= Paul B. Szanto =

American physician

Paul B. Szanto (1905 in Budapest, Hungary – February 6, 1989 in Chicago, Illinois, United States) was a Hungarian-born Jewish pathologist who spent most of his career in Chicago. Szanto's wartime service was covered in Michael J. Lepore's book Life of the Clinician. Szanto was one of the pioneering researchers at the Hektoen Institute.

Szanto was born in Budapest, Hungary in 1905. Due to discrimination against Jews, he travelled to Vienna to attend medical school, where he met his wife Amalia Szanto. He completed his medical degree in 1929 and did his residency in both Berlin and Vienna. He fled Austria with his wife and small son, Philip, six weeks after the Nazi Anschluss.

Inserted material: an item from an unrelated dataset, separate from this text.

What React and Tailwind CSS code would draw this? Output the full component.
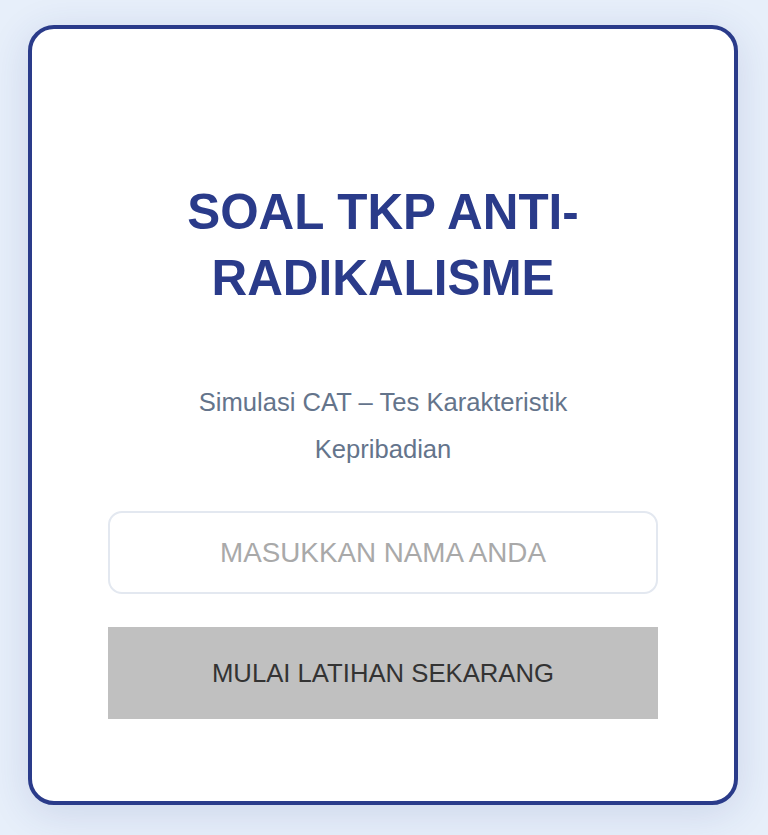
import React, { useState } from 'react';

export default function App() {
  const [name, setName] = useState('');

  return (
    <div className="min-h-screen bg-[#e7effa] pt-[25px] pb-[29px] pl-[28px] pr-[30px] font-['Liberation_Sans',Arial,sans-serif]">
      {/* Start card */}
      <div className="w-[710px] bg-white border-4 border-[#2a3b8a] rounded-[26px] shadow-[0_8px_40px_rgba(42,59,138,0.14)] pt-[150px] pb-[82px] px-[76px] flex flex-col items-center">
        <h1 className="text-[49.4px] leading-[66px] font-bold text-[#2a3b8a] text-center">
          SOAL TKP ANTI-RADIKALISME
        </h1>
        <p className="mt-[68px] max-w-[420px] text-center text-[25.6px] leading-[47px] text-[#64748b]">
          Simulasi CAT – Tes Karakteristik Kepribadian
        </p>
        <input
          type="text"
          value={name}
          onChange={e => setName(e.target.value)}
          placeholder="MASUKKAN NAMA ANDA"
          className="mt-[38px] w-full h-[83px] border-2 border-[#e3e8f0] rounded-[14px] text-center text-[27.8px] text-[#333] placeholder:text-[#a9a9a9] outline-none"
        />
        <button
          disabled={!name}
          className="mt-[33px] w-full h-[92px] bg-[#c0c0c0] text-[#333333] text-[25.7px]"
        >
          MULAI LATIHAN SEKARANG
        </button>
      </div>
    </div>
  );
}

Szanto was the head of the Pathology Department at Cook County Hospital for 26 years. At the time it was the largest pathology department in the world. Paul Szanto was also head of pathology at the Chicago Medical School. Szanto authored more than 200 articles in medical journals and won numerous awards for his teaching and research. Szanto was one of the leading liver pathologists in the world and helped identify the mechanism that leads to hepatocellular carcinoma in alcoholics.

Szanto was also a major force behind the Chicago Medical School's growth and expansion. Paul Szanto's wife, Amalia, died in 1979. Szanto married Harriet Mazel Szanto in 1983. Both of his sons, Philip and Martin, followed his footsteps into medicine.

His grandson, Michael J. Szanto, is a foreign policy expert.